Chancellor apologizes for school bus issues
by Benjamin Fang
Oct 24, 2018 | 1458 views | 0 0 comments | 44 44 recommendations | email to a friend | print
At a town hall meeting with District 30 parents last Wednesday, Schools Chancellor Richard Carranza apologized for the school bus issues that plagued the start of the school year.

“Please accept our apologies,” Carranza said. “I am absolutely committed to making sure that what you experienced at the start of this school year will never happen again.”

Western Queens parents faced nightmarish scenarios in September, when some buses came hours late to pick up or drop off their children. Some students reportedly said drivers even asked them how to get to their school or got lost.

Carranza said once he became aware of those problems, the Department of Education (DOE) acted “swiftly,” reassigning routes and taking corrective actions. He also tapped Kevin Moran, a “can-do fixer,” as his senior adviser for transportation services.

Moran has already met with District 30 families several times, and plans to meet again going forward as part of an advisory group.

The chancellor testified before the City Council the day before, and announced that he ordered an “extensive and impartial” audit by the firm Ernst & Young into all components of the Office of Pupil Transportation (OPT) contract process.

“I won’t rest until I’m confident our students are getting the high-quality, safe and reliable school bus service they deserve everyday,” Carranza said at the hearing.

In addition to meeting with families, school staff and vendors, Moran told the Council that to establish more regular communication with families, DOE created a new Twitter handle that will give updates on events that impact bus service. The information is on the DOE website as well.

The DOE will also review its OPT call center and is adding additional staff.

But the City Council has introduced a package of legislation to ensure more transparency from OPT. The bills would require OPT to report on policies and procedures for handling complaints, require school buses to be equipped with two-way radios, cell phones and GPS system, and require the DOE to report on average student transportation times.

In response to the proposed legislation, Moran said the DOE is looking forward to working with the City Council to meet the goals of additional transparency.

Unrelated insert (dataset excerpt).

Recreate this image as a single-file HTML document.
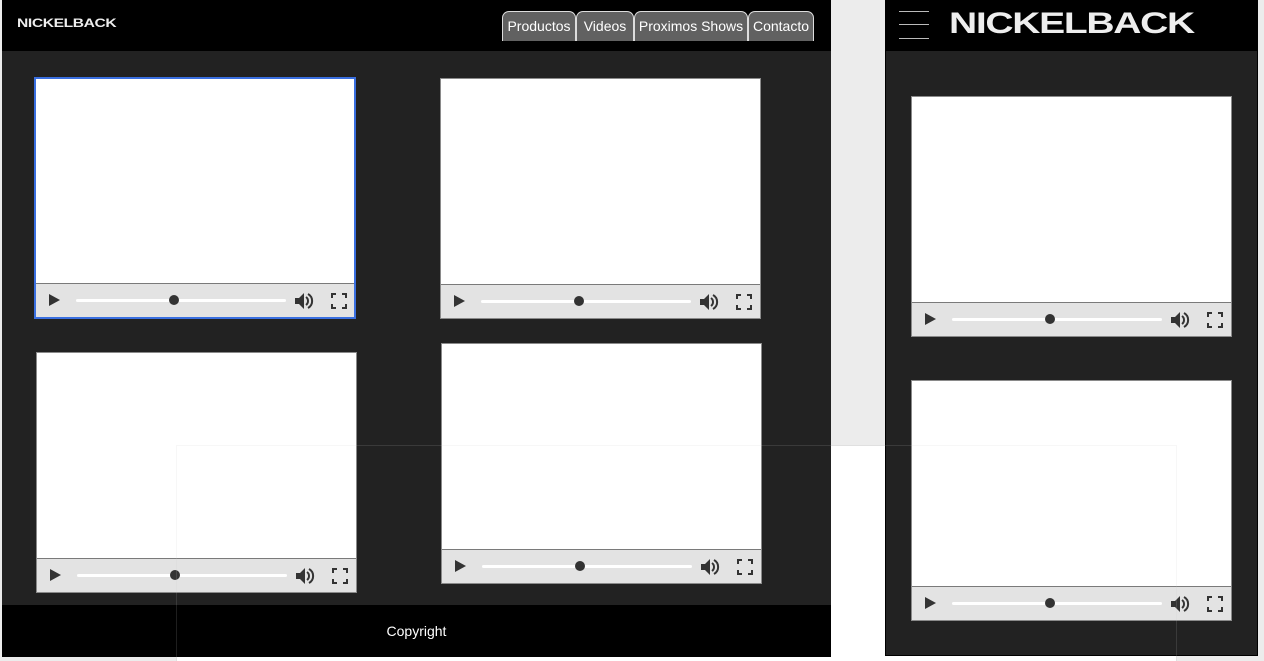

Carranza spent the rest of the town hall at PS 11 in Woodside addressing students and parents’ concerns, including questions about integration, class sizes and school safety.

He said he supports not only a bottom-up approach to integration, in which students, parents and officials come up with a district plan together, but also a top-down approach, with directives from the DOE.

Districts 1, 3 and 15 have already had approved desegregation plans, and eight other districts are actively planning their own engagement processes, he said. The city is offering a $2 million grant to help any district that wants to start their own plan.

One component that desegregation plans have used so far is eliminating screens for schools. Explaining the history of screens in the city’s public schools, Carranza said the reason why many of those policies were enacted was because the DOE was worried about losing white middle-class families.

“We were losing enrollment. We made it so we have screens so all families can send kids to school, and say I send my kids to public schools,” he said. “I know that sounds harsh and a little tough –– check the history.”

The chancellor also continued to pitch his plan to reform the admissions process to the city’s eight elite high schools. He argued that out of 165 specialized schools in the country, only eight use a single test as the sole determinant of who gets to enter those schools. All eight are in New York City.

“As an educator, there is no reliable or valid justification for that single test,” he said.

After the school shooting in Parkland, Florida, many public school parents, and some Community Education Councils (CECs), called for additional security measures at schools. Some wanted armed officers at the doors, while others called for metal detectors or barbed wires.

Carranza said all those proposals would have a “small modicum of effect” on school safety. The most effective deterrent to school violence, he said, is creating an atmosphere where students feel safe, welcomed and validated.

“A safe environment, trusted adults and anonymity for reporting,” he said, “then you will create an environment where the entire student body is mutually responsible for each other’s safety.”